Нелепые мысли. Он сел, нашарил выключатель лампы и вытащил из-под журнала снотворное, хотя обычно старался избегать его. Взял таблетку, откинулся на подушку и стал медленно жевать. Продолжая растирать руку, он баюкал себя разумными мыслями. Рука замерзла на улице, вот и все — и он переутомился. Надлежащее его занятие в жизни — работать, закончить симфонию, найдя для нее лирическую кульминацию. То, что угнетало его час назад, теперь стало утешением, и минут через десять он выключил свет и снова повернулся на бок: у него есть работа. Он пройдется по Озерному краю. Волшебные имена успокаивали: Бли-Ригг, Хай-Стайл, Пейви-Арк, Суэрл-Хау. Он пройдет по долине Лангстрат, переправится через ручей, взберется на Скафелл-Пайк и вернется через Крагс. Он хорошо знал местность. На высоком гребне, широко шагая, он восстановится, прочистит зрение.
Он проглотил свою цикуту, больше не будет мучительных фантазий. И эта мысль тоже утешала, так что прежде, чем вещество успело дойти до мозга, он подтянул колени к груди, и его отпустило. Колд-Хэнд, Нетт-Рукк, Пост-Морт, бедный Краг, бедная Молли…
II
1
Во время необычного утреннего затишья Вернона Холлидея не раз посетила мысль, что он, возможно, не существует. Тридцать секунд без помех он сидел, тихо щупая голову пальцами, и тревожился. С тех пор как он прибыл в «Джадж» два часа назад, он успел поговорить, по отдельности и напряженно, с сорока людьми. И не просто поговорить: за исключением двух бесед он всякий раз принимал решения, ставил первоочередные задачи, поручал, выбирал, высказывал мнение, которое будет воспринято как приказ.

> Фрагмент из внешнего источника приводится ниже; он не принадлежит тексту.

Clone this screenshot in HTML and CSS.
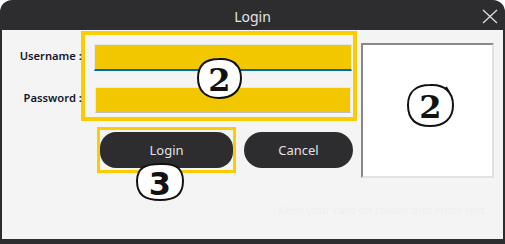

Это отправление властных обязанностей не обостряло ощущения собственной личности, как обычно, — наоборот, Вернону казалось, что он растворяется; он просто сумма всех людей, которые его выслушивают, а когда он один, его просто нет. Когда он в одиночестве искал мысль, оказывалось, что думать некому. Кресло его пусто; сам он мелко распылен по всему зданию — от финансового отдела на шестом этаже, где он должен вмешаться и предотвратить увольнение старой литсотрудницы, не владеющей орфографией, до цокольного этажа, где из-за мест на стоянке началась открытая война между ведущими сотрудниками, а заместитель главного редактора готов был подать в отставку. Кресло Вернона было пусто потому, что он находился в Иерусалиме, в палате общин, в Кейптауне и Маниле, рассыпавшись по земному шару, как пыль; он был на ТВ и на радио, на обеде с епископами, произносил речь перед нефтепромышленниками, проводил семинар со специалистами из Европейского союза. В краткие мгновения, когда он оставался один, дневной свет гас. И даже наступившая темнота никого конкретно не обступала, никому не причиняла неудобств. Не было даже уверенности, что отсутствует именно он.